The first thing to do is check the label - look at both the fabric type and the cleaning instructions. More often than not, items made from silk or wool are labelled as 'dry clean only' due to their delicate nature. But these delicate fabrics can in fact be washed just as (if not more) effectively at home with a gentle detergent such as our Silk and Cashmere wash.

Rayon is a semi-synthetic fabric that may shrink or lose its shape if not washed properly, so we recommend washing in cold water with a gentle detergent. Our tip here is to always test the product on a hidden part of the fabric before washing if you are unsure. Viscose is a type of rayon which requires particular care; if the label says 'dry clean only' we recommend you seek specialist advice and don't attempt to wash it at home. 

Most, polyester, cotton, linen, or synthetic fabrics (including acrylic) are durable enough to withstand machine washing with no trouble at all. But it's best to use a gentle detergent and wash on a lower temperature to keep them looking their best. 

But before you go ahead and wash your item at home - be sure to check out the next steps before going ahead and washing. 

Does it have any embroidery, embellishments, tailoring, or padding?

Sequin skirt

The next step is to check if the garment has any detailing such as beading, sequins, feathers, or embellishments, or structure such as padding, pleating, or intricate folding. These are extremely delicate and likely to become damaged or fall off when the garment is washed, or mis-shapen. In most cases, items with these will need to be dry cleaned, but keep reading for alternatives. 

And which fabrics definitely can't be washed at home?

leather jacket

There are just some fabrics that can't be washed at home. For example, taffeta, suede, acetate, leather, fur, and most formal items such as ball gowns, bridal wear, and tuxedos, will need to be dry cleaned. But luckily, these items will need little attention in the way of washing. Leather and suede, in particular, are likely to crack and shrivel in the wash; while fur, on the other hand, fur will likely shrink, so it's best to avoid washing these at all if you can. 

If you are looking for alternatives to dry cleaning specialist items, steam cleaning works wonders for refreshing items between wearing, especially formal items which are not worn very often. You could also brush fur to remove surface dirt and debris instead of sending it to the dry cleaners. 
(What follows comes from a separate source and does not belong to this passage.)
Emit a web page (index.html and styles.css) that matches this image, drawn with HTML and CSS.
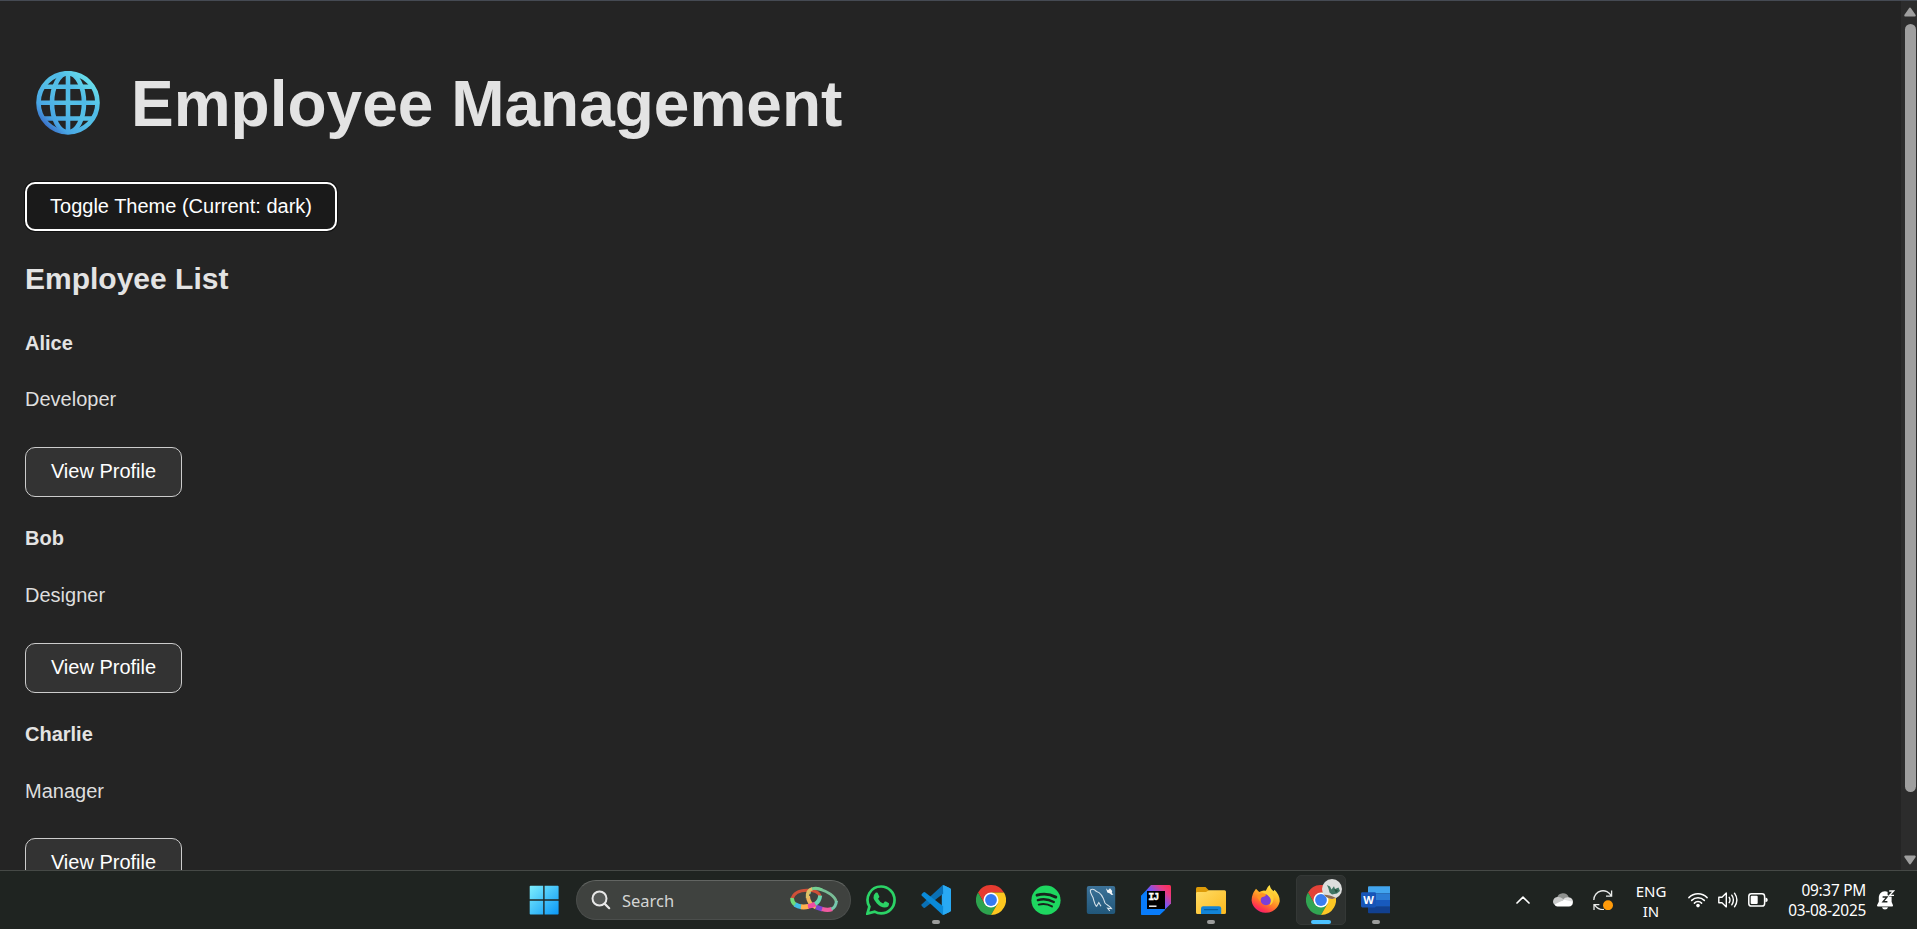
FILE: index.html
```html
<!DOCTYPE html>
<html lang="en">
<head>
<meta charset="utf-8">
<title>Employee Management</title>
<link rel="stylesheet" href="styles.css">
</head>
<body>
<div class="screen">
  <div class="viewport">
    <main class="page">
      <h1 class="title">
        <svg class="globe" viewBox="0 0 64 64"><defs><linearGradient id="gl" gradientUnits="userSpaceOnUse" x1="54" y1="10" x2="10" y2="54"><stop offset="0" stop-color="#67dcea"/><stop offset=".3" stop-color="#4fb9e6"/><stop offset=".5" stop-color="#55c0e6"/><stop offset=".85" stop-color="#48a5e4"/><stop offset="1" stop-color="#3d76cc"/></linearGradient></defs><g fill="none" stroke="url(#gl)" stroke-width="4.6"><circle cx="32" cy="31.7" r="29.5"/><ellipse cx="32" cy="31.7" rx="16" ry="29.5"/><path d="M32 2V61M2 31.7H62M8 15.7H56M8 47.5H56"/></g></svg>
        <span>Employee Management</span>
      </h1>
      <button class="toggle">Toggle Theme (Current: dark)</button>
      <h2 class="heading">Employee List</h2>
      <section class="employee"><h4 class="name">Alice</h4><p class="role">Developer</p><button class="profile">View Profile</button></section>
      <section class="employee"><h4 class="name">Bob</h4><p class="role">Designer</p><button class="profile">View Profile</button></section>
      <section class="employee"><h4 class="name">Charlie</h4><p class="role">Manager</p><button class="profile">View Profile</button></section>
    </main>
    <div class="scrollbar">
      <svg class="arrow" viewBox="0 0 12 10"><path d="M6 .5Q6.6 .5 7 1.2L11.7 8Q12 9.5 10.8 9.5H1.2Q0 9.5 .3 8L5 1.2Q5.4 .5 6 .5Z" fill="#9f9f9f"/></svg>
      <div class="thumb"></div>
      <svg class="arrow arrow-down" viewBox="0 0 12 10"><path d="M6 9.5Q6.6 9.5 7 8.8L11.7 2Q12 .5 10.8 .5H1.2Q0 .5 .3 2L5 8.8Q5.4 9.5 6 9.5Z" fill="#9f9f9f"/></svg>
    </div>
  </div>

  <footer class="taskbar">
    <div class="slot"><svg class="icon" viewBox="0 0 30 30"><defs><linearGradient id="wn" x1="0" y1="0" x2="1" y2="1" ><stop offset="0" stop-color="#7deefd"/><stop offset="1" stop-color="#0a97f5"/></linearGradient></defs><path fill="url(#wn)" d="M1.5 .8H14.2V14.3H.7V1.6Q.7 .8 1.5 .8ZM15.6 .8H28.8Q29.6 .8 29.6 1.6V14.3H15.6ZM.7 15.7H14.2V29.6H1.5Q.7 29.6 .7 28.8ZM15.6 15.7H29.6V28.8Q29.6 29.6 28.8 29.6H15.6Z"/></svg></div>
    <div class="search">
      <svg class="search-icon" viewBox="0 0 20 20"><circle cx="8.5" cy="8.5" r="7" fill="#565957" stroke="#e8e8e8" stroke-width="2"/><path d="M13.6 13.6L18.2 18.2" stroke="#e8e8e8" stroke-width="2.2" stroke-linecap="round"/></svg>
      <span class="search-text">Search</span>
      <svg class="rings" viewBox="0 0 48 28">
        <g fill="none">
          <path d="M19 8C19.5 3.5 25 1.8 31 3.6S45 10 46.4 16" stroke="#79bd97" stroke-width="2.8"/>
          <path d="M18 10C18 16 22 19.5 26 21.5" stroke="#f2b25c" stroke-width="4"/>
          <path d="M26 21L32.5 23.2" stroke="#7b45d0" stroke-width="4.6"/>
          <path d="M32 23Q38 24.8 42 23" stroke="#f05aa0" stroke-width="4.4"/>
          <path d="M41.5 23.2Q46 21 46.4 15" stroke="#76c7ad" stroke-width="3"/>
          <path d="M2 13C3.5 7 10 4.4 17 4.2S29 6.5 30 10" stroke="#cf5038" stroke-width="3"/>
          <path d="M2.2 12Q1.8 16.5 5.6 18.8" stroke="#6fdc7b" stroke-width="3.8"/>
          <path d="M5 18.4Q8 20.4 11.5 20.8" stroke="#41bde5" stroke-width="4.8"/>
          <path d="M11 20.8Q15 21.2 18.5 20.4" stroke="#ffb04e" stroke-width="5"/>
          <path d="M18 20.5Q22 19.8 25.6 17.8" stroke="#ed4ca4" stroke-width="4.8"/>
          <path d="M25.2 18Q29.5 15.5 30.2 9.5" stroke="#69d6b2" stroke-width="4"/>
          <path d="M17.5 12C17 6.5 19.2 3.5 22.5 2.6" stroke="#dfc167" stroke-width="3.4"/>
          <path d="M22 2.8Q27 1.2 32 3.7" stroke="#74cf91" stroke-width="2.8"/>
        </g>
      </svg>
    </div>
    <nav class="apps">
      <div class="slot"><svg class="icon" viewBox="0 0 30 30"><path d="M15.1 1.5A13.4 13.4 0 0 1 15.1 28.4Q11.7 28.4 8.6 26.6L1.4 28.6L3.4 21.6A13.4 13.4 0 0 1 15.1 1.5Z" fill="none" stroke="#2bd366" stroke-width="2.7"/><path d="M9.6 7.8Q10.7 7.1 11.6 7.8L13.4 11.8Q13.2 12.7 12 13.7Q13.6 17 17.2 18.4L18.8 16.6Q19.4 16.3 20 16.6L23 18.2Q23.4 22.4 18.7 22.6Q14.7 22.6 10.9 18.6Q4.8 12.2 9.6 7.8Z" fill="#2bd366"/></svg></div>
      <div class="slot"><svg class="icon" viewBox="0 0 30 30"><path d="M21.8 0L29 3.2Q30 3.7 30 5V25Q30 26.3 29 26.8L21.8 30L20.8 23.5V6.5Z" fill="#25a8f2"/><path d="M21.8 0L.8 19.2Q0 20.2 .8 21.1L2.6 22.7Q3.5 23.2 4.3 22.6L22.4 8.5Z" fill="#0a70b5"/><path d="M21.8 30L.8 10.8Q0 9.8 .8 8.9L2.6 7.3Q3.5 6.8 4.3 7.4L22.4 21.5Z" fill="#0a8ad8"/><path d="M22.4 0L29 3.2Q30 3.7 30 5V25Q30 26.3 29 26.8L22.4 30Z" fill="#29a9f3"/></svg><i class="dot"></i></div>
      <div class="slot"><svg class="icon" viewBox="0 0 30 30"><path d="M2 7.5A15 15 0 0 1 28 7.5H15L8.5 18.75Z" fill="#e53b30"/><path d="M2 7.5A15 15 0 0 0 15 30L21.5 18.75H8.5Z" fill="#2da34e"/><path d="M28 7.5A15 15 0 0 1 15 30L21.5 18.75L15 7.5Z" fill="#fcc71f"/><circle cx="15" cy="15" r="7.5" fill="#fff"/><circle cx="15" cy="15" r="5.9" fill="#347af1"/></svg></div>
      <div class="slot"><svg class="icon" viewBox="0 0 30 30"><circle cx="15" cy="15.2" r="14.6" fill="#1ed760"/><g fill="none" stroke="#18231d" stroke-linecap="round"><path d="M6 10.2Q15.8 7.4 24.8 12.1" stroke-width="2.9"/><path d="M6.9 15.1Q15.1 12.8 22.8 17" stroke-width="2.4"/><path d="M7.7 19.6Q14.8 17.7 21 21.4" stroke-width="1.9"/></g></svg></div>
      <div class="slot"><svg class="icon" viewBox="0 0 30 30"><defs><linearGradient id="my" x2="0" y2="1"><stop stop-color="#3c7298"/><stop offset="1" stop-color="#21577a"/></linearGradient></defs><rect x=".8" y="1" width="28.4" height="28" rx="2" fill="url(#my)"/><path d="M10.5 21.5C8 19 8 15.5 7 12.5C5 9 3.8 6.5 4.5 5C6 3.8 8.5 4.5 10.5 6.5C15 7.5 17.5 13 19 18C20.5 20 23.5 20.8 25.5 23.5L21.6 23.2L23.8 26M10.5 21.5L12.8 17.5L15 21.3" fill="none" stroke="#d6e2ea" stroke-width="1.1"/><path d="M20 3.2L22 5.2L24 3.3L26.2 6L25.8 8L27.4 9.6L25.6 10L23.5 8.3L21.3 7.5Z" fill="#f5f7f8"/></svg></div>
      <div class="slot"><svg class="icon" viewBox="0 0 30 30"><defs><linearGradient id="ij" x1="1" y1="0" x2=".1" y2=".9"><stop stop-color="#ff2d50"/><stop offset=".22" stop-color="#e93b82"/><stop offset=".5" stop-color="#6b57ff"/><stop offset=".6" stop-color="#087cfa"/></linearGradient></defs><path d="M10 0H28.5Q30 0 30 1.5V18.5L18.5 30H1.5Q0 30 0 28.5V11Z" fill="url(#ij)"/><path d="M0 11L5 6V25H24L18.5 30H1.5Q0 30 0 28.5Z" fill="#087cfa"/><rect x="6" y="6" width="18" height="18"/><path d="M8 21.2H15.5" stroke="#fff" stroke-width="1.4"/><text x="7.2" y="15.3" class="ij-text">IJ</text></svg></div>
      <div class="slot"><svg class="icon" viewBox="0 0 30 30"><defs><linearGradient id="fo" x2="1" y2="1"><stop stop-color="#ffdc65"/><stop offset="1" stop-color="#fcb91e"/></linearGradient></defs><path d="M1.5 2H9.5L13 5.6V9H0V3.5Q0 2 1.5 2Z" fill="#dd9b08"/><path d="M0 8.2Q0 7.3 1 7H10L13 5.2H28.5Q30 5.2 30 6.7V27.5Q30 29 28.5 29H1.5Q0 29 0 27.5Z" fill="url(#fo)"/><path d="M5 29V23.5Q5 21.2 7.2 21.2H23Q25.2 21.2 25.2 23.5V29Z" fill="#1284d8"/><path d="M8.5 24.6H21.5" stroke="#075f9f" stroke-width="1.3" stroke-linecap="round"/></svg><i class="dot"></i></div>
      <div class="slot"><svg class="icon" viewBox="0 0 30 30"><defs><linearGradient id="ff" x1=".8" y1="0" x2=".25" y2="1"><stop stop-color="#fff44f"/><stop offset=".35" stop-color="#ffbd2b"/><stop offset=".62" stop-color="#ff7b26"/><stop offset=".85" stop-color="#ff3350"/><stop offset="1" stop-color="#ee1a7b"/></linearGradient></defs><path d="M5 3.8L8.2 7Q12 4.8 14.8 5.8Q16 2 18.6 0Q19.5 4 22.5 6.2L23.5 4.7Q29 10 28.7 16.5A14.2 13.7 0 0 1 .6 15.5Q.5 9.5 5 3.8Z" fill="url(#ff)"/><circle cx="15" cy="14.7" r="5.5" fill="#7b3fd8"/><path d="M9 8.8Q12 7.4 15.5 9.8Q13.7 12 10.8 12.2Q9 13.6 9.4 17L6 12Z" fill="#ff9322"/><path d="M10.5 6.7Q20 4 22.5 12Q23 18 18.5 20.4Q21 15.5 18.8 12.5Q16.5 9 10.5 6.7Z" fill="#ffcf36"/></svg></div>
      <div class="slot slot-active"><svg class="icon" viewBox="0 0 30 30"><path d="M2 7.5A15 15 0 0 1 28 7.5H15L8.5 18.75Z" fill="#e34238"/><path d="M2 7.5A15 15 0 0 0 15 30L21.5 18.75H8.5Z" fill="#31a552"/><path d="M28 7.5A15 15 0 0 1 15 30L21.5 18.75L15 7.5Z" fill="#fcc724"/><circle cx="15" cy="15" r="7.5" fill="#fff"/><circle cx="15" cy="15" r="5.9" fill="#397df0"/></svg>
        <svg class="avatar" viewBox="0 0 20 20"><circle cx="10" cy="10" r="10" fill="#dcdedd"/><path d="M2 15.8A10 10 0 0 0 14 19.1Q7 15.6 2 15.8Z" fill="#8a6a51"/><path d="M5 6L8 7.5L9.5 10.5L12 7.2L13 10L16.5 8.5L18 12L15 14.6L10 15.5L7.5 13.5L6.5 9.5Z" fill="#3f7564"/><path d="M12 10L16 11.3L14 14Z" fill="#24503f"/></svg>
        <i class="dot dot-active"></i></div>
      <div class="slot"><svg class="icon" viewBox="0 0 30 30"><path d="M7 2.3Q7 1.2 8 1.2H29V8.2H7Z" fill="#42a5ee"/><path d="M7 8.2H29V15H7Z" fill="#2b7cd3"/><path d="M7 15H29V21.8H7Z" fill="#185abd"/><path d="M7 21.8H29V28.2H8Q7 28.2 7 27.2Z" fill="#11408f"/><rect x="0" y="7.3" width="15" height="15.2" rx="1.4" fill="#1755b7"/><text x="7.5" y="18.7" text-anchor="middle" class="word-text">W</text></svg><i class="dot"></i></div>
    </nav>
    <div class="tray">
      <svg class="t-chevron" viewBox="0 0 14 8"><path d="M1 7L7 1.2L13 7" fill="none" stroke="#fff" stroke-width="1.7" stroke-linecap="round" stroke-linejoin="round"/></svg>
      <svg class="t-cloud" viewBox="0 0 20 14"><path d="M4 5A6.2 6.2 0 0 1 15.8 4.3L10 10L3 9Z" fill="#8e918f"/><path d="M4.2 4Q7.5 3.6 10.5 6.3L4 12.6Q0 12 0 8.6Q.2 4.8 4.2 4Z" fill="#c9cbca"/><path d="M10 6.6Q12 4 15.5 4.2Q20 5 20 9L15 11Z" fill="#dedfdf"/><path d="M1.5 11.5L11 6.8L19.8 8.8Q20.2 13.2 15.8 13.5H4.4Q2.3 13.3 1.5 11.5Z" fill="#fff"/></svg>
      <svg class="t-sync" viewBox="0 0 20 20"><path d="M.8 10A9.2 9.2 0 0 1 18.3 6M18.6 .6V6.2H13M1 20V14.6H6.4M1.6 14.8Q5 20 11 19.5" fill="none" stroke="#e9ebea" stroke-width="1.3"/><circle cx="15" cy="15.2" r="5" fill="#ff9b0a"/></svg>
      <div class="lang"><span>ENG</span><span>IN</span></div>
      <svg class="t-wifi" viewBox="0 0 20 16"><g fill="none" stroke="#fff" stroke-width="1.5" stroke-linecap="round"><path d="M.9 5.6A12.8 12.8 0 0 1 19.1 5.6M3.7 8.4A8.9 8.9 0 0 1 16.3 8.4M6.4 11.1A5.1 5.1 0 0 1 13.6 11.1"/></g><circle cx="10" cy="13.6" r="1.8" fill="#fff"/></svg>
      <svg class="t-sound" viewBox="0 0 20 16"><g fill="none" stroke="#fff" stroke-width="1.4" stroke-linecap="round" stroke-linejoin="round"><path d="M.8 5.2H4L8.3 1.1V14.9L4 10.8H.8Z"/><path d="M11.2 5.3Q12.8 8 11.2 10.7M13.8 3.2Q17 8 13.8 12.8M16.5 1.2Q21.3 8 16.5 14.8"/></g></svg>
      <svg class="t-battery" viewBox="0 0 20 14"><rect x=".8" y=".8" width="15.8" height="12.2" rx="2.6" fill="none" stroke="#fff" stroke-width="1.5"/><rect x="2.7" y="2.8" width="7" height="8.2" rx="1" fill="#fff"/><path d="M17.4 4.6Q19.8 5 19.8 6.9T17.4 9.2Z" fill="#fff"/></svg>
      <div class="clock"><span>09:37 PM</span><span>03-08-2025</span></div>
      <svg class="t-bell" viewBox="0 0 18 20"><path d="M8 1.2C4 1.2 1.8 4.4 1.8 8V11.8L0 15.2Q0 16.4 1 16.4H15Q16.2 16.4 16 15.2L14.6 12V4Q12 1.2 8 1.2ZM5 17.2H11Q10.5 19.6 8 19.6T5 17.2Z" fill="#fff"/><path d="M5.6 7H10L6 11.8H10.4" fill="none" stroke="#1f2421" stroke-width="1.4"/><path d="M10.6 0H18V6.6H12.4L10.6 5Z" fill="#1f2421"/><path d="M12.2 1H16.6L12.6 5.4H17" fill="none" stroke="#fff" stroke-width="1.3"/></svg>
    </div>
  </footer>
</div>
</body>
</html>
```
FILE: styles.css
```css
* { box-sizing: border-box; }
body { margin: 0; background: #242424; overflow: hidden; }
h1, h2, h4, p { margin: 0; }

.screen {
  display: flex;
  flex-direction: column;
  width: 1917px;
  height: 929px;
  font-family: "Liberation Sans", Arial, sans-serif;
}

.viewport {
  display: flex;
  height: 870px;
  border-top: 1px solid #454a53;
  overflow: hidden;
}
.page {
  flex: 1;
  height: 869px;
  padding: 68px 25px 0;
  overflow: hidden;
  color: #e3e3e3;
  font-size: 20px;
  line-height: 30px;
}
.title {
  display: flex;
  align-items: flex-start;
  gap: 31px;
  height: 113px;
  padding-left: 11px;
  font-size: 64px;
  line-height: 70px;
}
.globe { width: 64px; height: 64px; margin-top: 2px; }

button {
  display: block;
  margin: 0;
  font: 20px/23px "Liberation Sans", Arial, sans-serif;
  color: #fff;
  border-radius: 10px;
}
.toggle {
  width: 312px;
  height: 49px;
  padding: 0;
  background: #1a1a1a;
  border: 2px solid #fff;
  box-shadow: 0 0 0 1px #101010;
}
.heading { margin: 25px 0 27px; font-size: 30px; line-height: 45px; }
.employee { height: 196px; }
.employee:nth-of-type(1) { height: 195px; }
.name { margin-bottom: 26px; font-size: 20px; }
.role { margin-bottom: 33px; color: #dedede; }
.employee:nth-of-type(n+2) .name { margin-bottom: 27px; }
.employee:nth-of-type(3) .role { margin-bottom: 32px; }
.profile {
  width: 157px;
  height: 50px;
  padding: 0 0 1px;
  background: #333;
  border: 1px solid #ccc;
}

.scrollbar {
  display: flex;
  flex-direction: column;
  align-items: center;
  width: 16px;
  padding: 6px 0 5px 2px;
  background: #2c2c2c;
}
.arrow { flex: none; width: 12px; height: 10px; }
.thumb {
  width: 11px;
  height: 768px;
  margin-top: 7px;
  border-radius: 6px;
  background: #9f9f9f;
}
.arrow-down { margin-top: auto; }

.taskbar {
  display: flex;
  align-items: flex-start;
  height: 59px;
  padding: 4px 0 0 519px;
  background: #1f2421;
  border-top: 1px solid #454946;
  color: #fff;
  font-family: "Noto Sans", sans-serif;
}
.slot {
  position: relative;
  display: flex;
  justify-content: center;
  width: 50px;
  height: 50px;
  padding-top: 10px;
  border-radius: 5px;
}
.icon { width: 30px; height: 30px; }
.search {
  display: flex;
  align-items: center;
  width: 275px;
  height: 40px;
  margin: 5px 0 0 7px;
  padding: 0 12px 0 14px;
  border-radius: 20px;
  background: #3f423f;
  border: 1px solid #4b4e4c;
  border-top-color: #626562;
}
.search-icon { width: 20px; height: 20px; }
.search-text { margin-left: 11px; padding-top: 1px; color: #d4d5d4; font-size: 16.5px; line-height: 24px; }
.rings { width: 48px; height: 28px; margin-left: auto; }
.apps { display: flex; gap: 5px; margin-left: 5px; }
.slot-active { background: #2d312f; border: 1px solid #343836; padding-top: 9px; }
.dot {
  position: absolute;
  left: 21px;
  top: 45px;
  width: 8px;
  height: 4px;
  border-radius: 2px;
  background: #9b9d9c;
}
.dot-active { left: 14px; top: 44px; width: 20px; background: #4cc2ff; }
.avatar { position: absolute; left: 25px; top: 3px; width: 20px; height: 20px; }
.ij-text { fill: #fff; stroke: #fff; stroke-width: .3px; font: bold 10px "Liberation Mono", monospace; letter-spacing: -1px; }
.word-text { fill: #fff; font: bold 11px "Open Sans", sans-serif; }

.tray { display: flex; align-items: center; height: 50px; margin-left: 115px; }
.tray svg { flex: none; }
.t-chevron { width: 14px; height: 8px; }
.t-cloud { width: 20px; height: 14px; margin-left: 23px; }
.t-sync { width: 20px; height: 20px; margin-left: 20px; }
.lang, .clock { display: flex; flex-direction: column; padding-top: 2px; font-size: 15.4px; line-height: 20px; }
.lang { width: 40px; margin-left: 18px; align-items: center; font-size: 15px; }
.t-wifi { width: 20px; height: 16px; margin-left: 17px; }
.t-sound { width: 20px; height: 16px; margin-left: 10px; }
.t-battery { width: 20px; height: 14px; margin-left: 10px; }
.clock { width: 87px; margin-left: 11px; align-items: flex-end; white-space: nowrap; letter-spacing: -.25px; }
.t-bell { width: 18px; height: 20px; margin-left: 11px; }
```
Top tips for washing 'dry clean only' items at home 

  • Always test the product on a hidden part of the fabric when hand washing 
  • Wash with cool water - heat is more likely to damage fabric
  • Avoid wringing any fabric when washing and never use the dryer for delicate items 
  • Dry flat away from heat and sunlight 

To summarise, silk, wool, and rayon (excluding viscose) can be delicately hand washed at home with a gentle laundry detergent if they are tested first. Most, polyester, cotton, linen, or synthetic fabrics (including acrylic) can be machine washed. But any garment with detailing or structure cannot be washed at home. We recommend that you steam clean items as an alternative to dry cleaning and for a quick refresh between wearing. You can also brush items such as fur to remove any surface dirt or debris. 

Disclaimer: Our recommendations for washing 'dry clean only' items are intended solely for use with Clothes Doctor delicate eco washes. And whilst we are happy to provide advice, any attempts to wash 'dry clean only' items are done so at the risk of the reader. If you are unsure, its best to seek specialist advice. Feel free to contact us on workshop@clothes-doctor.com for more information or help. 

Comments

Allie Barnicoat - September 16 2019

I saw you on Dragons Den and thought you had a good idea. I hate the smell of dry cleaning when done at local cleaners. The best dry cleaners I used were Elias in South Kensington and their other branch in St John’s Wood. Just brilliant and no horrible smell. I now live in Hertfordshire and no longer work so don’t use dry cleaners. I’ve successfully washed a Missoni silk scarf by hand. I found tips for doing this from a New York site run by some young women who advise on hand laundering. I think it’s brilliant that you are also offering advise to potential customers. At the moment I do not have anything that need repair but I would use you if I did.